The quasi sculptural pieces of Saturio Alonso are individual and forceful, and they invariably stand out. Rather unexpectedly, Michael Ashur, Richard Gorman and Michael O'Dea make guest appearances, and Brian Breathnach's spoof pastiches have a kind of mildly anarchic humour. On the face of it, a good mix, but overall the effect is rather disjointed, like the hanging.

Also at the Market Cross is a small exhibition entitled Words in which a number of visual artists interpret the work of contemporary poets. Some of it is given over to rather familiar typographical tricks, a certain amount is precious and even misdirected; but nevertheless this is an exhibition with unity and a definite sense of direction, which deserves to be seen more than once. Eavan Boland and Nuala Ni Dhomhnaill fare well in their respective interpreters; there are some highly imaginative wall sculptures, and a varied use of materials. The artists taking part are Dennis Brown, Frances Breen, Bettina Fumee, Gary Breeze, Stephen Raw, Phil Baines, John Cayley, Noel Connor.

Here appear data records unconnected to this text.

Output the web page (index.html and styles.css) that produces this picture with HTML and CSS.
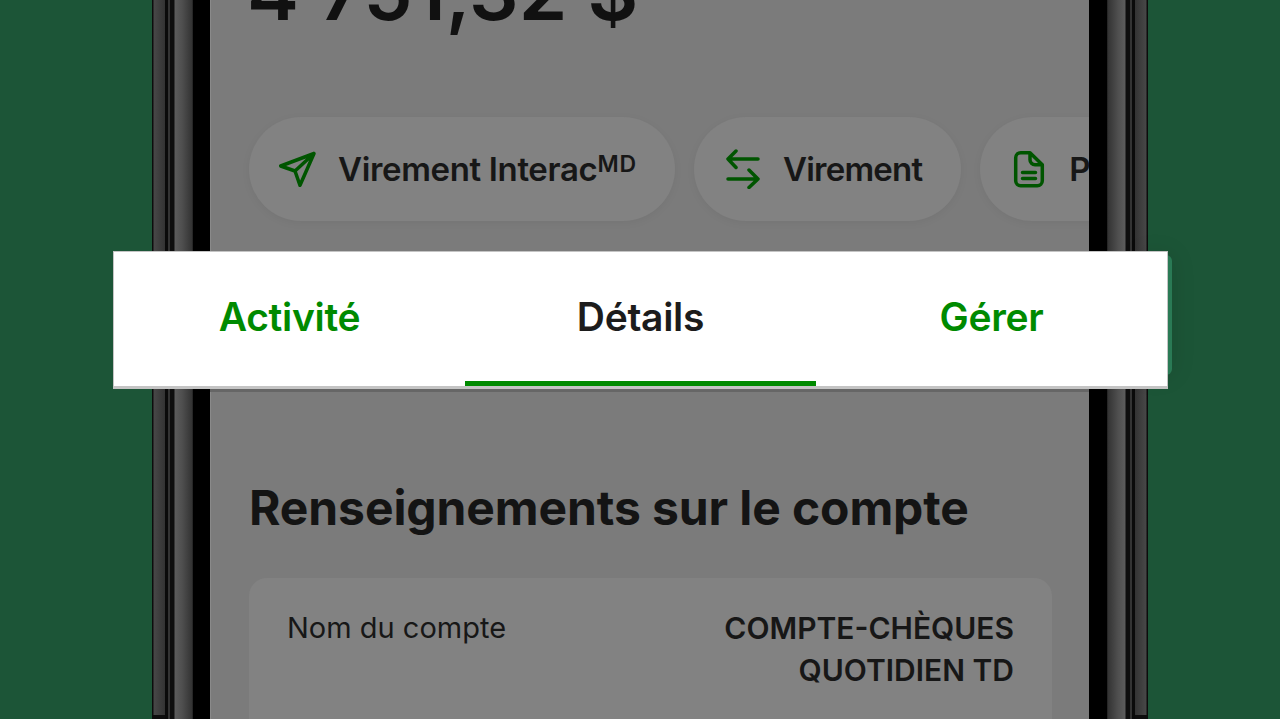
FILE: index.html
```html
<!DOCTYPE html>
<html lang="fr">
<head>
<meta charset="utf-8">
<title>Détails du compte</title>
<link rel="stylesheet" href="styles.css">
</head>
<body>
<main class="stage">
  <div class="phone">
    <div class="bezel"><span class="side-end"></span></div>
    <section class="screen">
      <p class="amount">4 751,32 $</p>
      <div class="actions">
        <div class="pill">
          <svg class="pill-icon" viewBox="0 0 40 40"><path d="M37 4.500 3.700 17 18 22l5 14.300zM18 22 37 4.500"/></svg>
          <span>Virement Interac<sup class="mark">MD</sup></span>
        </div>
        <div class="pill pill-tight">
          <svg class="pill-icon" viewBox="0 0 40 40"><path d="M36 10H6M14 2 6 10l8 8.500M6 30h30M27 21l9 9-9 8.500"/></svg>
          <span>Virement</span>
        </div>
        <div class="pill">
          <svg class="pill-icon" viewBox="0 0 40 40"><path d="M12.700 3.700h9.300l12.300 12v16a5 5 0 0 1-5 5H12.700a5 5 0 0 1-5-5V8.700a5 5 0 0 1 5-5zM22 3.700v7a5 5 0 0 0 5 5h7.300M14.500 23.500h13M14.500 29.500h13"/></svg>
          <span>Payer</span>
        </div>
      </div>
      <h2 class="heading">Renseignements sur le compte</h2>
      <div class="card">
        <span class="label">Nom du compte</span>
        <span class="value">COMPTE-CHÈQUES<br>QUOTIDIEN TD</span>
      </div>
    </section>
    <div class="bezel bezel-right"><span class="side-end"></span></div>
  </div>
  <div class="tabs-glow"></div>
  <div class="tabs-shadow"></div>
  <nav class="tabs">
    <a class="tab">Activité</a>
    <a class="tab tab-active">Détails</a>
    <a class="tab">Gérer</a>
  </nav>
</main>
</body>
</html>
```
FILE: styles.css
```css
* { box-sizing: border-box; }
html, body { margin: 0; height: 100%; }
body { overflow: hidden; background: #1c5537; font-family: Inter, "Liberation Sans", sans-serif; }
.stage { position: relative; width: 1280px; height: 719px; overflow: hidden; display: flex; padding-left: 152px; }
.phone { width: 996px; height: 719px; display: flex; }
.bezel {
  position: relative;
  flex: 0 0 58px;
  background: linear-gradient(to right,
    #0c0c0c 0, #0c0c0c 1px,
    #474747 2px, #333 13px,
    #0a0a0a 13px, #0a0a0a 16px,
    #333 16px, #333 18px,
    #0e0e0e 18px, #0e0e0e 22px,
    #5c5c5c 23px, #4f4f4f 30px, #333 40px, #1a1a1a 41px,
    #000 41px);
}
.bezel-right { flex-basis: 59px; transform: scaleX(-1); }
.side-end { position: absolute; left: 1px; bottom: 0; width: 12px; height: 4px; background: #0d0d0d; }
.screen { flex: 1; min-width: 0; overflow: hidden; background: #7b7b7b; border-left: 1px solid #8a8a8a; padding-left: 38px; color: #161616; }
.amount { margin: -49px 0 0 -2px; font-size: 78px; line-height: 82px; font-weight: 600; white-space: nowrap; color: #111; letter-spacing: .2px; }
.actions { display: flex; gap: 19px; margin-top: 84px; }
.pill {
  flex: none; height: 104px; padding: 0 38px 0 28px; border-radius: 52px; background: #828282;
  box-shadow: 0 2px 8px rgba(0,0,0,.05);
  display: flex; align-items: center; gap: 21px;
  font-size: 33px; font-weight: 600; letter-spacing: -.35px; white-space: nowrap; color: #171717;
}
.pill-tight { padding-right: 39px; letter-spacing: -.8px; }
.pill-icon { width: 40px; height: 40px; flex: none; fill: none; stroke: #005500; stroke-width: 3.5; stroke-linecap: round; stroke-linejoin: round; }
.mark { font-size: 23px; font-weight: 600; letter-spacing: .9px; line-height: 0; vertical-align: 9px; }
.heading { margin: 258px 0 0; font-size: 48px; line-height: 58px; font-weight: 700; letter-spacing: -.1px; white-space: nowrap; color: #141414; }
.card {
  width: 803px; height: 220px; margin-top: 41px; padding: 29px 38px;
  border-radius: 18px; background: #828282;
  display: flex; justify-content: space-between; align-items: flex-start;
  font-size: 30px; line-height: 42px; color: #171717;
}
.label { font-size: 29px; }
.value { text-align: right; font-weight: 600; }
.tabs-glow { position: absolute; left: 1140px; top: 255px; width: 32px; height: 120px; border-radius: 0 6px 6px 0; background: #2a7a55; box-shadow: 0 0 24px rgba(0,0,0,.12); }
.tabs-shadow { position: absolute; left: 210px; top: 389px; width: 879px; height: 3px; background: #666; }
.tabs {
  position: absolute; left: 113px; top: 251px; width: 1055px; height: 138px;
  display: flex; background: #fff;
  border: 1px solid #c4c4c4; border-width: 1px 1px 3px 1px;
}
.tab {
  position: relative; flex: 1; display: flex; align-items: center; justify-content: center;
  padding-bottom: 5px;
  font-size: 39px; font-weight: 600; letter-spacing: -.3px; color: #008a00;
}
.tab-active { color: #1c1c1c; }
.tab-active::after { content: ""; position: absolute; left: 0; right: 0; bottom: 0; height: 5px; background: #008a00; }
```
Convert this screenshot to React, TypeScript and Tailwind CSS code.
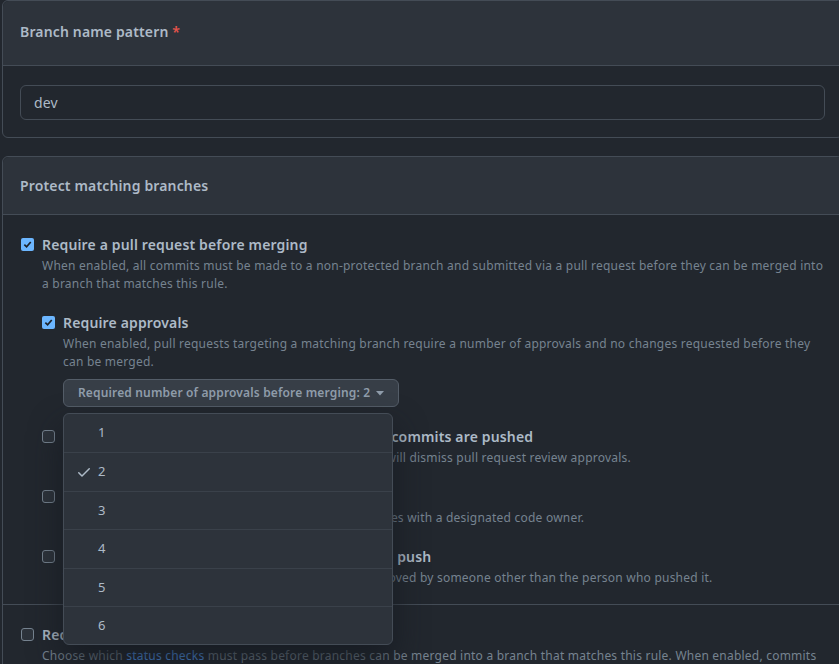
import React from 'react';

const font = { fontFamily: '"Segoe UI", "Noto Sans", "Liberation Sans", sans-serif' };

const Check = ({ size = 16, className = '' }: { size?: number; className?: string }) => (
  <svg width={size} height={size} viewBox="0 0 16 16" className={className} fill="currentColor">
    <path d="M13.78 4.22a.75.75 0 0 1 0 1.06l-7.25 7.25a.75.75 0 0 1-1.06 0L2.22 9.28a.751.751 0 0 1 .018-1.042.751.751 0 0 1 1.042-.018L6 10.94l6.72-6.72a.75.75 0 0 1 1.06 0Z" />
  </svg>
);

const Box = ({ checked }: { checked?: boolean }) =>
  checked ? (
    <span className="mt-[4px] flex h-[13px] w-[13px] shrink-0 items-center justify-center rounded-[2px] bg-[#6cb6ff] text-[#1c2128]">
      <svg width="9" height="9" viewBox="0 0 10 10" fill="none">
        <path d="M1.5 5.2 4 7.6 8.6 2.2" stroke="currentColor" strokeWidth="1.9" />
      </svg>
    </span>
  ) : (
    <span className="mt-[4px] h-[13px] w-[13px] shrink-0 rounded-[3px] border border-[#768390] bg-[#2d333b]" />
  );

interface OptionProps {
  title: string;
  desc: React.ReactNode;
  checked?: boolean;
  children?: React.ReactNode;
}

const Option = ({ title, desc, checked, children }: OptionProps) => (
  <div className="flex gap-[8px]">
    <Box checked={checked} />
    <div className="min-w-0 flex-1">
      <div className="text-[14px] font-semibold leading-[21px] text-[#adbac7]">{title}</div>
      <p className="mt-[2px] text-[12px] leading-[18px] tracking-[0.22px] text-[#768390]">{desc}</p>
      {children}
    </div>
  </div>
);

const counts = [1, 2, 3, 4, 5, 6];

export default function App() {
  return (
    <div className="h-[664px] w-[839px] overflow-hidden bg-[#22272e] tracking-[0.15px]" style={font}>
      <div className="w-[843px] pl-[2px]">
        <section className="rounded-[6px] border border-[#444c56]">
          <div className="h-[65px] rounded-t-[6px] border-b border-[#444c56] bg-[#2d333b] px-[17px] pt-[20px]">
            <h2 className="text-[14px] font-semibold leading-[21px] text-[#adbac7]">
              Branch name pattern <span className="text-[#e5534b]">*</span>
            </h2>
          </div>
          <div className="px-[17px] pb-[17px] pt-[19px]">
            <div className="flex h-[35px] items-center rounded-[6px] border border-[#444c56] px-[13px] text-[14px] text-[#adbac7]">
              dev
            </div>
          </div>
        </section>

        <section className="mt-[18px] rounded-[6px] border border-[#444c56]">
          <div className="flex h-[58px] items-center rounded-t-[6px] border-b border-[#444c56] bg-[#2d333b] px-[17px]">
            <h2 className="text-[14px] font-semibold text-[#adbac7]">Protect matching branches</h2>
          </div>

          <div className="border-b border-[#444c56] px-[18px] pb-[17px] pt-[19px]">
            <Option
              checked
              title="Require a pull request before merging"
              desc="When enabled, all commits must be made to a non-protected branch and submitted via a pull request before they can be merged into a branch that matches this rule."
            >
              <div className="mt-[19px] flex flex-col gap-[19px]">
                <Option
                  checked
                  title="Require approvals"
                  desc="When enabled, pull requests targeting a matching branch require a number of approvals and no changes requested before they can be merged."
                >
                  <div className="relative mt-[8px]">
                    <button className="flex h-[28px] items-center gap-[6px] rounded-[6px] border border-[#545d68] bg-[#373e47] px-[14px] text-[12px] font-semibold text-[#909dab]">
                      Required number of approvals before merging: 2
                      <svg width="8" height="5" viewBox="0 0 8 5" fill="currentColor">
                        <path d="M0 0h8L4 4.5z" />
                      </svg>
                    </button>
                    <ul className="absolute left-0 top-[34px] z-10 w-[330px] overflow-hidden rounded-[6px] border border-[#444c56] bg-[#2d333b] shadow-[0_16px_32px_rgba(22,27,34,0.85)]">
                      {counts.map((n, i) => (
                        <li
                          key={n}
                          className={`flex h-[38.4px] items-center gap-[6px] px-[12px] text-[13px] text-[#adbac7] ${i > 0 ? 'border-t border-[#3a414a]' : ''}`}
                        >
                          <span className="flex w-[16px] justify-center">
                            {n === 2 && <Check size={16} className="text-[#adbac7]" />}
                          </span>
                          {n}
                        </li>
                      ))}
                    </ul>
                  </div>
                </Option>
                <Option
                  title="Dismiss stale pull request approvals when new commits are pushed"
                  desc="New reviewable commits pushed to a matching branch will dismiss pull request review approvals."
                />
                <Option
                  title="Require review from Code Owners"
                  desc="Require an approved review in pull requests including files with a designated code owner."
                />
                <Option
                  title="Require approval of the most recent reviewable push"
                  desc="Whether the most recent reviewable push must be approved by someone other than the person who pushed it."
                />
              </div>
            </Option>
          </div>

          <div className="px-[18px] pt-[19px]">
            <Option
              title="Require status checks to pass before merging"
              desc={
                <>
                  Choose which <span className="text-[#539bf5]">status checks</span> must pass before branches can be
                  merged into a branch that matches this rule. When enabled, commits must first be pushed to another
                  branch, then merged or pushed directly to a branch that matches this rule after status checks have
                  passed.
                </>
              }
            />
          </div>
        </section>
      </div>
    </div>
  );
}
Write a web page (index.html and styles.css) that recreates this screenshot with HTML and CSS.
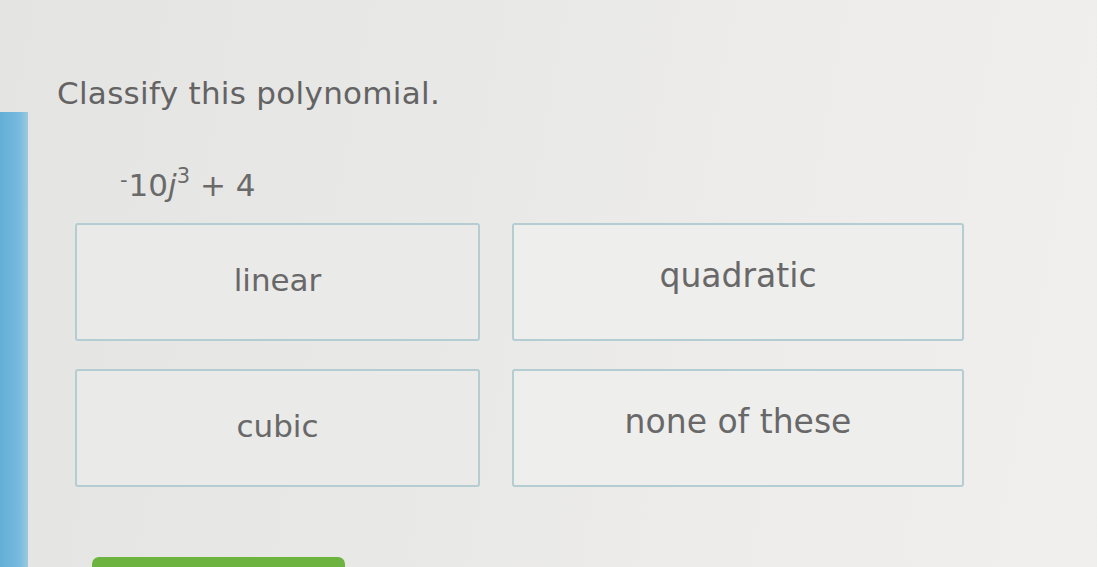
FILE: index.html
```html
<!DOCTYPE html>
<html lang="en">
<head>
  <meta charset="UTF-8">
  <meta name="viewport" content="width=device-width, initial-scale=1.0">
  <title>Classify this polynomial</title>
  <link rel="stylesheet" href="styles.css">
</head>
<body>
  <div class="page">
    <div class="side-strip"></div>

    <div class="question">
      <h1 class="prompt">Classify this polynomial.</h1>

      <!-- Expression -->
      <p class="expression"><sup class="neg">-</sup>10<i>j</i><sup>3</sup> + 4</p>

      <!-- Answer choices -->
      <div class="choices">
        <button class="choice">linear</button>
        <button class="choice">quadratic</button>
        <button class="choice">cubic</button>
        <button class="choice">none of these</button>
      </div>

      <button class="submit-btn" aria-label="Submit"></button>
    </div>
  </div>
</body>
</html>
```

FILE: styles.css
```css
/* Reset and General Styling */
* {
  margin: 0;
  padding: 0;
  box-sizing: border-box;
}

html,
body {
  height: 100%;
  overflow: hidden;
}

body {
  font-family: 'DejaVu Sans', Verdana, sans-serif;
  background: linear-gradient(100deg, #e4e4e3 0%, #e9e9e7 45%, #eeedeb 75%, #f0efed 100%);
  color: #666666;
}

.page {
  display: flex;
  height: 100%;
}

.side-strip {
  flex: 0 0 28px;
  margin-top: 112px;
  background: linear-gradient(90deg, #62aed6 0%, #78bbde 70%, #9cc9df 100%);
}

.question {
  flex: 1;
  padding: 75px 0 0 29px;
}

.prompt {
  font-size: 31px;
  font-weight: normal;
  line-height: 36px;
  color: #636363;
  letter-spacing: 0.3px;
}

.expression {
  margin: 56px 0 0 63px;
  font-size: 31px;
  line-height: 36px;
  height: 36px;
  color: #6a6a6a;
}

.expression i {
  font-style: italic;
}

.expression sup {
  font-size: 21px;
  line-height: 0;
  vertical-align: 13px;
}

.expression sup.neg {
  vertical-align: 9px;
  margin-right: 1px;
}

.choices {
  display: grid;
  grid-template-columns: 405px 452px;
  grid-auto-rows: 118px;
  column-gap: 32px;
  row-gap: 28px;
  margin: 20px 0 0 18px;
}

.choice {
  font-family: inherit;
  font-size: 31px;
  color: #686868;
  background-color: #eaeae8;
  border: 2px solid #b3cdd3;
  border-radius: 3px;
  cursor: pointer;
  padding-bottom: 4px;
}

.choice:nth-child(even) {
  background-color: #eeeeec;
  font-size: 33px;
  padding-bottom: 14px;
}

.choice:hover {
  border-color: #7fb5c4;
}

.submit-btn {
  display: block;
  width: 253px;
  height: 40px;
  margin: 70px 0 0 35px;
  background-color: #6cb33f;
  border: none;
  border-radius: 7px;
  cursor: pointer;
}
```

Butler House plays hosts to five sculptors, and a contrasting lot they are. David Kinnane makes what he calls "wooden boxes and bronze objects contained within them." It is not as simple at that, however, since the "boxes" are almost solid pieces in their own right, and the interplay between them and the bronzes produces formal energy as well as a kind of edgy but rewarding dialogue.

James Hayes's tables and wall pieces have an almost jokey ambience, as have Derek Whitticase's varied, inventive, slightly precious works in a variety of media. These have an innate elegance, and at times a genuine visual wit; they are also fastidiously well made.

Maud Cotter, previously known as a stained glass artist, is equally inventive and varied, though I felt a restlessness which indicates search as much as finding. Marian O'Donnell is close to the "antiforin" sculpture of the 1970s, though with an individual twist.

Three contrasting artists share the space of the School of Music close by Vincent Hoban, Sue Melling and Richard Warner. The first is a photographer who chooses "straight" subjects - including Dublin buildings and scenes - but invests them with a very special mood and character. Certain "blurring" techniques make it seem as if the themes were being approached through a faint veil of memory or imagination.

SUE Melling's graphics combine computer techniques with traditional etching processes, and they do so with creative flair and no suggestion of contrivance. She also displays specially made books which are self contained works in their own right. Upstairs, the watercolours of Richard Warner, though occasionally mannered and/or obvious, have a genuinely poetic - and very English - quality of imagination which looks back to Blake and Palmer, as well as sharing something with Tolkien or even The Day of the Triffids.

A painter sculptor, Nils Gunnar Zander, shows at the Heltzel Gallery, a small space which suits these small scale works. The miniature free standing sculptures are, on the whole, less individual than the paintings, which are finely textured, luminous, and project a curiously mysterious, emblematic quality.